Charters get $4,000 less per student

Charter schools received one third less per-pupil funding — about $4,000 less per student — than district-run schools in Denver, Milwaukee, Newark, Washington, D.C. and Los Angeles in 2007 to 2011, according to a University of Arkansas study commissioned by the pro-charter Walton Family Foundation. “In the large, urban school districts evaluated, traditional public schools receive substantially more local, state and federal funds than public charter schools,” said lead researcher Larry Maloney.

As of 2011, the charter funding gap ranged from $2,684 in Denver to nearly $13,000 in Washington D.C.

Denver—$11,139; $2,684 less than regular public schools
Los Angeles—$8,780; $4,666 less than regular public schools
Milwaukee—$10,298; $4,720 less than regular public schools
Newark—$15,973; $10,214 less than regular public schools
District of Columbia—$16,361; $12,784 less than regular public schools

The research will appear in the September issue of The Journal of School Choice.

A 2010 Ball State study of charter school funding in 24 states and the District of Columbia found that charter school students received 19.2 percent (or $2,247) less per-pupil funding than students in regular public schools.

New Jersey union fights blended learning

New Jersey’s biggest teachers’ union is suing to shut down charter schools that use “blended learning,” a mix of online and group learning, according to the Hechinger Report.

Merit Prep opened this fall in Newark with 80 sixth-grade students, “mostly black, poor and below grade level,” and plans to add one grade level each year. Students spend part of the day working on laptops. They’re able to move forward at their own pace.

The online curriculum feeds each student’s answers into a data center operated by Touchstone Education, the non-profit school management group that runs Merit Prep. The data center then spits out reports that (math teacher Ben) Conant can use to monitor his students’ progress, figure out what one-on-one coaching each student needs and adjust what he will teach when he pulls a few kids aside into glass-enclosed seminar rooms for small-group instruction.

However, the New Jersey Education Association has gone to court to shut down Merit Prep and another charter school that uses blending learning, reports Hechinger. “The union’s lawsuit argues that charter schools can’t emphasize online instruction until the New Jersey state legislature evaluates and approves it.”

“Should we be experimenting with students during their academic experience?” asks Steve Wollmer, the union’s communications director. “They only get one trip through the public schools.”

After all, non-blended learning is a proven success in Newark. (Yes, that’s sarcasm.)
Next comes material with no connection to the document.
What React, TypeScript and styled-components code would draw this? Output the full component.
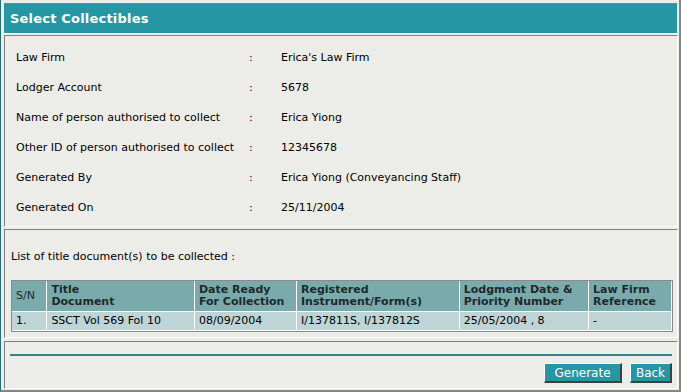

CREDO: Indiana charter students do well

Students at Indiana charter schools outperformed similar students at traditional public schools in math and reading, concludes a new report from Stanford’s CREDO. Indianapolis charter students did especially well, reports Ed Week.

The study tracked 15,297 charter school students at 64 schools from grades 3-8. On average, students in charter schools ended the year having made the equivalent of 1.5 more months of learning gains in both reading and math than their traditional public school counterparts did. Students in charter schools in Indianapolis ended the year ahead of their traditional public school counterparts by two months in reading and three months in math.

Charter students and the control group were matched by  demographic and performance data (gender, race/ethnicity, special education status, English language proficiency, free-or-reduced lunch participation, grade level, and prior test scores on state achievement tests).

In Indiana, 58 percent of charter students are black, compared to 11 percent of the state’s students. Eleven percent of charter students are in special education compared to 15 percent in traditional public schools.

In a wrap-up on education research in 2012, Matthew Di Carlo notes that CREDO’s research on charter gains in Indiana and New Jersey show most of the progress comes in big cities, Indianapolis and Newark. By contrast, rural charter students tend to underperform similar students.

One contentious variation on this question is whether charter schools “cream” higher-performing students, and/or “push out” lower-performing students, in order to boost their results. Yet another Mathematica supplement to their 2010 report examining around 20 KIPP middle schools was released, addressing criticisms that KIPP admits students with comparatively high achievement levels, and that the students who leave are lower-performing than those who stay. This report found little evidence to support either claim (also take a look at our post on attrition and charters).

An another analysis, presented in a conference paper, “found that low-performing students in a large anonymous district did not exit charters at a discernibly higher rate than their counterparts in regular public schools,” DiCarlo adds.

On the flip side of the entry/exit equation, this working paper found that students who won charter school lotteries (but had not yet attended the charter) saw immediate “benefits” in the form of reduced truancy rates, an interesting demonstration of the importance of student motivation.

Di Carlo has more on the research this year on charter management organizations, merit pay and teacher evaluations using value-added and growth measures.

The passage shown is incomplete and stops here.